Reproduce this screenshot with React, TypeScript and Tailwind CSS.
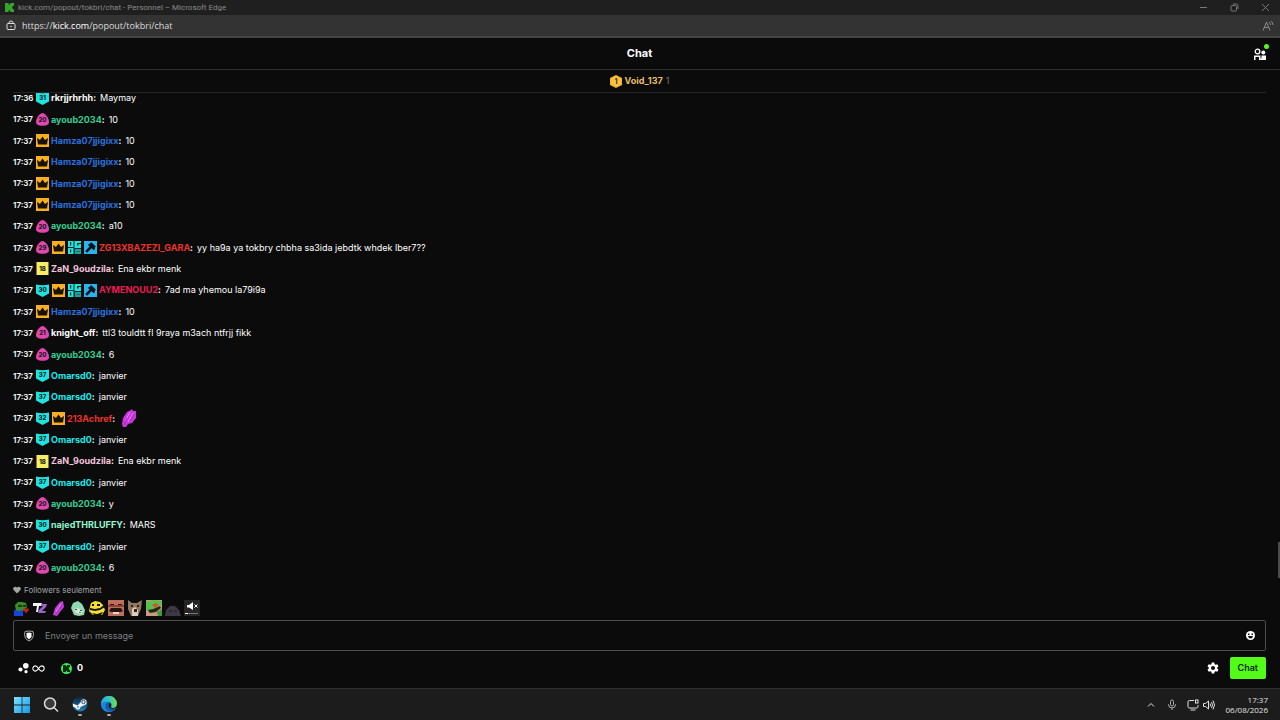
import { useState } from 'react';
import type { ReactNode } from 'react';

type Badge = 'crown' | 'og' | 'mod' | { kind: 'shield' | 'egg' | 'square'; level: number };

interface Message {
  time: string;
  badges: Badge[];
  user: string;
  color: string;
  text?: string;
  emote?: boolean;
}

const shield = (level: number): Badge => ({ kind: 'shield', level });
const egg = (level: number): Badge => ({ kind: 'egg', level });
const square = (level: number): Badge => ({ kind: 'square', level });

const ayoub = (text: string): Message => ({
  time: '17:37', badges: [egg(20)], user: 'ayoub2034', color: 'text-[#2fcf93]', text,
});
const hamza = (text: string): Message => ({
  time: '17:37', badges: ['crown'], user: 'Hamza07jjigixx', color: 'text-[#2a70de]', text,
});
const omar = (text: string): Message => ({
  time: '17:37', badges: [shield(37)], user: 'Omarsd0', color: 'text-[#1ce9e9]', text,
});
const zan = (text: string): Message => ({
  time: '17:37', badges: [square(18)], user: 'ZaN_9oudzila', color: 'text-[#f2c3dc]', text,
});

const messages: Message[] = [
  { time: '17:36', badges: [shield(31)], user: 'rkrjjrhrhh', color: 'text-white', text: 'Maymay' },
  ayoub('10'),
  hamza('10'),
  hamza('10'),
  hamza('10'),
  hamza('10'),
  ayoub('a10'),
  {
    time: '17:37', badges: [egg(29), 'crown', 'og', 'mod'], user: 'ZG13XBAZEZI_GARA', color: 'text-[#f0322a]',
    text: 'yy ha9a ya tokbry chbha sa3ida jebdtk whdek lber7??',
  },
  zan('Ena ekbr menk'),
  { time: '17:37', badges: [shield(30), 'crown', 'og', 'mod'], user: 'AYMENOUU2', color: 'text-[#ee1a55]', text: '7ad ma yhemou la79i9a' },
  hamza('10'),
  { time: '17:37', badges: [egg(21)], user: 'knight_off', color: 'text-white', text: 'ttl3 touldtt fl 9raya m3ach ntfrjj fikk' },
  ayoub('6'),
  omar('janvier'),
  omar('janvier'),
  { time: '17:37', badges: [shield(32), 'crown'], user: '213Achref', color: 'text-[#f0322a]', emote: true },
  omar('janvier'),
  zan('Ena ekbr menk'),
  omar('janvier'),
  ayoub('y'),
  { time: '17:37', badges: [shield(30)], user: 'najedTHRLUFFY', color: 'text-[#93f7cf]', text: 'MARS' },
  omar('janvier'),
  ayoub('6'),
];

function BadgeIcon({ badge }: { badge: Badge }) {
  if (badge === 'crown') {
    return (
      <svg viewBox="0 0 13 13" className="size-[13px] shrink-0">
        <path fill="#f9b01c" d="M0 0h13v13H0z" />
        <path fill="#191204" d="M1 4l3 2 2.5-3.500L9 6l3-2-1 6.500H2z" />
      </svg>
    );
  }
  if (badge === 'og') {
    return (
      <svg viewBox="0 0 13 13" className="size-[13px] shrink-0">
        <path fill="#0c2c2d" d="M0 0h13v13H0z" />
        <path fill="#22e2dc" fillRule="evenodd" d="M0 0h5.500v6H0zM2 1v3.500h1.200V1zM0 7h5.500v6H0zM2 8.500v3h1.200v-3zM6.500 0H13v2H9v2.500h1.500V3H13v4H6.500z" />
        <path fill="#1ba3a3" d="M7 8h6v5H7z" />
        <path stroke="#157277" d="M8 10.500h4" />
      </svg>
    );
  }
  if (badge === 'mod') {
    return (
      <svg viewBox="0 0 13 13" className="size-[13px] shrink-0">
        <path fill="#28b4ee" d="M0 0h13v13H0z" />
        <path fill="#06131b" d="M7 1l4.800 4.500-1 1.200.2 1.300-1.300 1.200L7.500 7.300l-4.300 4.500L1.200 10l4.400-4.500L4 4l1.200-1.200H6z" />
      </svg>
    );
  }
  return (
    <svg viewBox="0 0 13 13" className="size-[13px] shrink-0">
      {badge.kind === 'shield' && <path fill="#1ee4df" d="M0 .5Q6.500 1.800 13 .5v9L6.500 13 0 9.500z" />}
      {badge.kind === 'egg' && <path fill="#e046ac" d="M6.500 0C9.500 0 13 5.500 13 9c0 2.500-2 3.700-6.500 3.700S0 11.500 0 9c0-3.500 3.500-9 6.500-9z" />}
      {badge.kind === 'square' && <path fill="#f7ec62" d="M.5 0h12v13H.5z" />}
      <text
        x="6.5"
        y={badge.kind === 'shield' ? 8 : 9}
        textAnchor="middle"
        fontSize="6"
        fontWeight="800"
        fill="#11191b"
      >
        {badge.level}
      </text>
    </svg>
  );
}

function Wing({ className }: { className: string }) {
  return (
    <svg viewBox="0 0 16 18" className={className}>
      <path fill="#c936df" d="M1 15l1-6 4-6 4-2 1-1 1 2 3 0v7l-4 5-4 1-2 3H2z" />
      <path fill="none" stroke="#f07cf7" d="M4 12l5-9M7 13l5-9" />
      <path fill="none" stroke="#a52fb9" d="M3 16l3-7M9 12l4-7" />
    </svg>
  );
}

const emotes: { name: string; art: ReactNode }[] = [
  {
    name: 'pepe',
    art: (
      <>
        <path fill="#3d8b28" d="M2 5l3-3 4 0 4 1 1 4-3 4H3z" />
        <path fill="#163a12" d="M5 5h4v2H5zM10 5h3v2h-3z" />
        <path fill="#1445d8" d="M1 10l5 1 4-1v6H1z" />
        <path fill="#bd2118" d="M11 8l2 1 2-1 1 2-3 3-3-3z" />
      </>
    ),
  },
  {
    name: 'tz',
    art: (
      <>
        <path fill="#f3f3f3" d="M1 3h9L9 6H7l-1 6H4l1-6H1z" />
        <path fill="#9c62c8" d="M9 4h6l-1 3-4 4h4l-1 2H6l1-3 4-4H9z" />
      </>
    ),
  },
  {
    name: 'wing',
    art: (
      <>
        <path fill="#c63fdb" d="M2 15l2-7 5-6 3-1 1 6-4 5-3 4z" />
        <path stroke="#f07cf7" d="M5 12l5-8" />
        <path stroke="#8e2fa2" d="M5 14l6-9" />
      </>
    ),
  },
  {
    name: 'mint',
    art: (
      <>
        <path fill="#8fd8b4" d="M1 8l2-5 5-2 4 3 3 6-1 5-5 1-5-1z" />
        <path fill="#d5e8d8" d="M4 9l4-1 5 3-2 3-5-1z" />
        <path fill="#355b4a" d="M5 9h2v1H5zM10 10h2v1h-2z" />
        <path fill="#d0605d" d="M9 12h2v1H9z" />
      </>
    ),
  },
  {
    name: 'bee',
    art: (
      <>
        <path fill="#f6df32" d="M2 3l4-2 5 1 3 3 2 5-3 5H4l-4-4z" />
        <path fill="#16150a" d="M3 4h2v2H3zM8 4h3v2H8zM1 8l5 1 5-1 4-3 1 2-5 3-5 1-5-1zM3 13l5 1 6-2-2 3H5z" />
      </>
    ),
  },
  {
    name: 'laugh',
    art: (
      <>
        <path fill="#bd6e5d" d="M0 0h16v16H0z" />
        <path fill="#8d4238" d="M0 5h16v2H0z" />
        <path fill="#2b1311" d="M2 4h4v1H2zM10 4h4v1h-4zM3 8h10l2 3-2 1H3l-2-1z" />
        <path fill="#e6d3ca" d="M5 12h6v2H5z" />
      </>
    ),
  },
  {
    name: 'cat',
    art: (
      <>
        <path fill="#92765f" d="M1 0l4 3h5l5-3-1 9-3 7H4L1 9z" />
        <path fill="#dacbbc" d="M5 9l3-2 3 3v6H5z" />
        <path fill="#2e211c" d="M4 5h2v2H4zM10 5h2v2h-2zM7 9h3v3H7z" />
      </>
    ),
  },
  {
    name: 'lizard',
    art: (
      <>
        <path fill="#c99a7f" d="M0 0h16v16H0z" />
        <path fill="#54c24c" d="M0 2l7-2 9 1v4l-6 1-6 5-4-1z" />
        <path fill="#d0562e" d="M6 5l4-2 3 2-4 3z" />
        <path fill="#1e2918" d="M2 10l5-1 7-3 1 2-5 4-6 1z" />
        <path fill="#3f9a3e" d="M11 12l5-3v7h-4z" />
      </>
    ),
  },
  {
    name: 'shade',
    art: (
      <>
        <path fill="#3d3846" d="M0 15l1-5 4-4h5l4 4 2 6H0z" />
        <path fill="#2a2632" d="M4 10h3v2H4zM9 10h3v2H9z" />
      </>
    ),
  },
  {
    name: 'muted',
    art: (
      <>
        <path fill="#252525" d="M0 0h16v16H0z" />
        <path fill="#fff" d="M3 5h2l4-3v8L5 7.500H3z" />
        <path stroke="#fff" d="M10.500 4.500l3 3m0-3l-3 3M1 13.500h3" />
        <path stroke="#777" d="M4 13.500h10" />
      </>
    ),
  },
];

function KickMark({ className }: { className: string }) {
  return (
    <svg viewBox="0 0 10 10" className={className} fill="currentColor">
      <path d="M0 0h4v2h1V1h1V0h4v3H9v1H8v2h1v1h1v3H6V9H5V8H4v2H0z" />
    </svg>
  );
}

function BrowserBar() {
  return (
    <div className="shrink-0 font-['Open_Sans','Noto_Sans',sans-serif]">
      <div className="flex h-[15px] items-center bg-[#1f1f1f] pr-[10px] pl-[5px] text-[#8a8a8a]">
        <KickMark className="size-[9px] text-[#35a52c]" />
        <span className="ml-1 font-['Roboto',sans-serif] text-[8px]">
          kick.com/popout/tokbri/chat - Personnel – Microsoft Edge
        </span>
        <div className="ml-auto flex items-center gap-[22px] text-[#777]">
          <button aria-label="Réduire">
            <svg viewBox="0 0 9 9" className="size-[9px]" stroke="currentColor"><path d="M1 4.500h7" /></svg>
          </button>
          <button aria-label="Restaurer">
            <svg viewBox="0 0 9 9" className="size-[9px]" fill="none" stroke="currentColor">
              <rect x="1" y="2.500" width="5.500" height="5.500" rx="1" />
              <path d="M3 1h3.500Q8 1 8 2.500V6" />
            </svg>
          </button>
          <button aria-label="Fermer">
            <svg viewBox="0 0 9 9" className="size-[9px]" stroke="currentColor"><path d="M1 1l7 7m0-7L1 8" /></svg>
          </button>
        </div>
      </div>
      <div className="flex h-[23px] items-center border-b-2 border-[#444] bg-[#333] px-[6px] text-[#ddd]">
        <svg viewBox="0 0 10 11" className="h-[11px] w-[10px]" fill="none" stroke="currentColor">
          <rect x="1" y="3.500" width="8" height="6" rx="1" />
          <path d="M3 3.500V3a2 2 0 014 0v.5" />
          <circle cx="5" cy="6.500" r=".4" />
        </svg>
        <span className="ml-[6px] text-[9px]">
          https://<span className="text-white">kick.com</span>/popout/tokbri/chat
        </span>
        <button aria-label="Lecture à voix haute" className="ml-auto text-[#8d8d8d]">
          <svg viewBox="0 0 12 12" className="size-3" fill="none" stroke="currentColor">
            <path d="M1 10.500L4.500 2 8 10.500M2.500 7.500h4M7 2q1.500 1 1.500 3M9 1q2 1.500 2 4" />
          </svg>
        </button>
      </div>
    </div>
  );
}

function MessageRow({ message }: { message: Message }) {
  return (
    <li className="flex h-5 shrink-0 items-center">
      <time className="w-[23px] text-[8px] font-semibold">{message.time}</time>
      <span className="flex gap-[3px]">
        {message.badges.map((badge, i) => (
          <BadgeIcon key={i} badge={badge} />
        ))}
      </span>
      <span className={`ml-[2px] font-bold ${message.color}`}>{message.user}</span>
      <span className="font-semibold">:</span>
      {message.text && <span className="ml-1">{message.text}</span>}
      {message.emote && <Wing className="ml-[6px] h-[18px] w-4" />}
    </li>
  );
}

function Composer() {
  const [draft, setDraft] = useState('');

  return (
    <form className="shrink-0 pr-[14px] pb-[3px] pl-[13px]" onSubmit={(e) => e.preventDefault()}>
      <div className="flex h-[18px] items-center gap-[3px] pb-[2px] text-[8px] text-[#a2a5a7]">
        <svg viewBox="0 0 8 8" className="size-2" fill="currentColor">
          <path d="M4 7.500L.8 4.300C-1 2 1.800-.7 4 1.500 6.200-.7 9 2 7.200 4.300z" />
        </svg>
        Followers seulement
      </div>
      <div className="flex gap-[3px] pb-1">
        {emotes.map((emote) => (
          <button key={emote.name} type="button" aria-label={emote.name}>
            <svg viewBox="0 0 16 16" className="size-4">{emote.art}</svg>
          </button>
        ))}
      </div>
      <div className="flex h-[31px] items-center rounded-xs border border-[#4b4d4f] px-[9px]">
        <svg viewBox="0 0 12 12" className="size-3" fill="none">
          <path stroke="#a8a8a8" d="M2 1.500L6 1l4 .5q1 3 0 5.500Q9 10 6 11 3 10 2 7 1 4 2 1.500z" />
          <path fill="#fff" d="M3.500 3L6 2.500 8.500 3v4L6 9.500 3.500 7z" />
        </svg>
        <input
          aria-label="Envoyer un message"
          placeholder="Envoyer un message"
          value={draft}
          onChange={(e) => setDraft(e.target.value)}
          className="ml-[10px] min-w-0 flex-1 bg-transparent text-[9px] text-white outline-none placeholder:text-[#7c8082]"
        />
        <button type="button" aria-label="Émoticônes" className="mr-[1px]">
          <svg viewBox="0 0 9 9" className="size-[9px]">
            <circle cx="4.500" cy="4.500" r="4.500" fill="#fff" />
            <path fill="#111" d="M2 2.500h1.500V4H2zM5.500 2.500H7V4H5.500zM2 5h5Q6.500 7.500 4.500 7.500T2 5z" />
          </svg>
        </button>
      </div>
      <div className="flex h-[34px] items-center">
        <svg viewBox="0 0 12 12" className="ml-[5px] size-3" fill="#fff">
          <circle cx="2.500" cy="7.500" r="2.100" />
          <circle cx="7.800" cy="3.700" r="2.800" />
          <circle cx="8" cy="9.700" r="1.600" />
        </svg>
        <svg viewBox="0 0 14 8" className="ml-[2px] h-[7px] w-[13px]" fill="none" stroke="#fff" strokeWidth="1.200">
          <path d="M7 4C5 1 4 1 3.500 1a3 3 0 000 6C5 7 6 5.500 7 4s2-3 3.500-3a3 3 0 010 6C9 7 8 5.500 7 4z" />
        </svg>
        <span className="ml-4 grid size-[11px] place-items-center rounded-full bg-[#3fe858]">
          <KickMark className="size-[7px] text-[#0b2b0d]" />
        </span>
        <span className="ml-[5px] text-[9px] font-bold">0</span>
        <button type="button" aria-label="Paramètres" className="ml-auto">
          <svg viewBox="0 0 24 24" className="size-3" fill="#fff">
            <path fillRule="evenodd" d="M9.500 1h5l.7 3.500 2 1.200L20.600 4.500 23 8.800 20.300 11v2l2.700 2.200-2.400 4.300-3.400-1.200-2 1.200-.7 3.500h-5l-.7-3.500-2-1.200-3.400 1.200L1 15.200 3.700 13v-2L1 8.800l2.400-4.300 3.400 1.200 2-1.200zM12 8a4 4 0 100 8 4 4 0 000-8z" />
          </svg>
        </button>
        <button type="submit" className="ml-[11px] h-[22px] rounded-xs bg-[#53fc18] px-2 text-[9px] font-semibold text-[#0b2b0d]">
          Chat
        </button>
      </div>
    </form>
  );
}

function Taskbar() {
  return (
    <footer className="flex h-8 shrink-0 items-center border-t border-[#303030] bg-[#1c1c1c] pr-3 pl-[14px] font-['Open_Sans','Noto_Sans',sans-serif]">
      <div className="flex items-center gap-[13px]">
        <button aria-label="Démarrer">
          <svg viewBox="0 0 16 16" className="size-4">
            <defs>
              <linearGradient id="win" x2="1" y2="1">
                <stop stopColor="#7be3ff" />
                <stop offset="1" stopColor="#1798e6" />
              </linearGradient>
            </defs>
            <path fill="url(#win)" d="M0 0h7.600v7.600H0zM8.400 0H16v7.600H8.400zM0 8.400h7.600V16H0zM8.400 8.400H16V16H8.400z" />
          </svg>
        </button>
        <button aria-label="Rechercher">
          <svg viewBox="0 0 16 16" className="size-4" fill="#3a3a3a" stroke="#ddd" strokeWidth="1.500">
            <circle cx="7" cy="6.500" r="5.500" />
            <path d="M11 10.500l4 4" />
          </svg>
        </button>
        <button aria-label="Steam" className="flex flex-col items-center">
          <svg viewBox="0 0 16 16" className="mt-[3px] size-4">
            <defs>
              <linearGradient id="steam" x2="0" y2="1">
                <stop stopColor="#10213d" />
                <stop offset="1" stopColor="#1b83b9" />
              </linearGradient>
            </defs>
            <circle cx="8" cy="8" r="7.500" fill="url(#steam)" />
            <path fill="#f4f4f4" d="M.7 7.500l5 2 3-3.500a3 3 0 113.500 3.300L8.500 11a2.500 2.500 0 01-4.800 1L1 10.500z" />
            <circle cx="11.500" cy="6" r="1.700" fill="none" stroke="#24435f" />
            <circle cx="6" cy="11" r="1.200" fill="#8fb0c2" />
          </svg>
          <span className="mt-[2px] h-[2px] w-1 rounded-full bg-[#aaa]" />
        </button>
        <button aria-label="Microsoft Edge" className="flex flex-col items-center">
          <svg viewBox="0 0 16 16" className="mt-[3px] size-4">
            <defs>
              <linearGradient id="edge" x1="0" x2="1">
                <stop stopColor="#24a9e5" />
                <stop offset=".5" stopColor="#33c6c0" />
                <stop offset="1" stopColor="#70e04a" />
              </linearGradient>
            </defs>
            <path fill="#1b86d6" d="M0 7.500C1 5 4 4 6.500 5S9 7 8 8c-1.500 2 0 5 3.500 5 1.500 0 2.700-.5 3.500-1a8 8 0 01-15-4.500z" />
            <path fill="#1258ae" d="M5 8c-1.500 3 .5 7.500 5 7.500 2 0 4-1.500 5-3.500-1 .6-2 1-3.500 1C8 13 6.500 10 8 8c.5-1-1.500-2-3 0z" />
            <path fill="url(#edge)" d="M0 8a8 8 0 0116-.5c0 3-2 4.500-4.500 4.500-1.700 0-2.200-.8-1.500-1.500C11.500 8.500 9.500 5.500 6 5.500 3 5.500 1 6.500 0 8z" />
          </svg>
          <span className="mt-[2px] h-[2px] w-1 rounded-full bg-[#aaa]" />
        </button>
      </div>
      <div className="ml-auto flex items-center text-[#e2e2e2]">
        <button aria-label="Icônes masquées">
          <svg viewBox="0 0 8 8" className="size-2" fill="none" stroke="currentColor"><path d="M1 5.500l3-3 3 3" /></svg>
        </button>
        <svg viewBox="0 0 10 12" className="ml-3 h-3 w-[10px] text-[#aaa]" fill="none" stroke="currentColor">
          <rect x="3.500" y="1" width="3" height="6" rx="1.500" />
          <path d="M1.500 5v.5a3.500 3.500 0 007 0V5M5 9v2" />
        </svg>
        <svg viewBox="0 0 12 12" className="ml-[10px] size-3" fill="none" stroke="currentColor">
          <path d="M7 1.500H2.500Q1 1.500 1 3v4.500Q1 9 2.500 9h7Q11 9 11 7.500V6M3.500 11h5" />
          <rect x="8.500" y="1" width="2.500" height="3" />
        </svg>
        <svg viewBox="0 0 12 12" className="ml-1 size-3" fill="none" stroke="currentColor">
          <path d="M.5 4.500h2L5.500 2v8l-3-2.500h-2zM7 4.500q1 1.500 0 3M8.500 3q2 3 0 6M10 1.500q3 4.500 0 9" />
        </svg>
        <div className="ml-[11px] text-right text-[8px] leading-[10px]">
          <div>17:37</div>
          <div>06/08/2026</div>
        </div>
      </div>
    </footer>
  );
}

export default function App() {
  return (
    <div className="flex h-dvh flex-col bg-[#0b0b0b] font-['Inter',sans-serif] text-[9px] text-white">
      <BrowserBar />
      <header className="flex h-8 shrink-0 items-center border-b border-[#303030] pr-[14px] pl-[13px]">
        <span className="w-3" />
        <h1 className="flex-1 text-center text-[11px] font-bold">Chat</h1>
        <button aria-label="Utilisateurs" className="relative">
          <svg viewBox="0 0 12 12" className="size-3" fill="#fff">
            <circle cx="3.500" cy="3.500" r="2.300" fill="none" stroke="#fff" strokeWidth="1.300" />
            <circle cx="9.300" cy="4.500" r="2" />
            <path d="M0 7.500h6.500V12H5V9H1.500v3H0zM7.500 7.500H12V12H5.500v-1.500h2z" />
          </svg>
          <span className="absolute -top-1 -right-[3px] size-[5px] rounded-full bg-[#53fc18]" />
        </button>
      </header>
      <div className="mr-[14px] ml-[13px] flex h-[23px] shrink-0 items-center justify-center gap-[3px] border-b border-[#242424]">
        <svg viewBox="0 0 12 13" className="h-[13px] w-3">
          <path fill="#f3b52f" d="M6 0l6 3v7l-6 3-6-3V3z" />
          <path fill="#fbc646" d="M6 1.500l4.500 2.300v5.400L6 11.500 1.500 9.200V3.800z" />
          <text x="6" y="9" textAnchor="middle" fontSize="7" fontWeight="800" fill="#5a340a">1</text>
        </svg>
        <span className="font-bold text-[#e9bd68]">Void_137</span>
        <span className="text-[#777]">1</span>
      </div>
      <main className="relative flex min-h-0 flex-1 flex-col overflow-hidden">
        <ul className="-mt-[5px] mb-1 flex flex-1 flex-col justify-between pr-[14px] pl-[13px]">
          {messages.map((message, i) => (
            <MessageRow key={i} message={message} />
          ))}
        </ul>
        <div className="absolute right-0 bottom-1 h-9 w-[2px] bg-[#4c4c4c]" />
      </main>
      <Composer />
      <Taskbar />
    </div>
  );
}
========
Exercise aim: Without the pictures, return the listing above from its first line through the line that has "const square = (level: number): Badge".

Correct output:
Reproduce this screenshot with React, TypeScript and Tailwind CSS.
import { useState } from 'react';
import type { ReactNode } from 'react';

type Badge = 'crown' | 'og' | 'mod' | { kind: 'shield' | 'egg' | 'square'; level: number };

interface Message {
  time: string;
  badges: Badge[];
  user: string;
  color: string;
  text?: string;
  emote?: boolean;
}

const shield = (level: number): Badge => ({ kind: 'shield', level });
const egg = (level: number): Badge => ({ kind: 'egg', level });
const square = (level: number): Badge => ({ kind: 'square', level });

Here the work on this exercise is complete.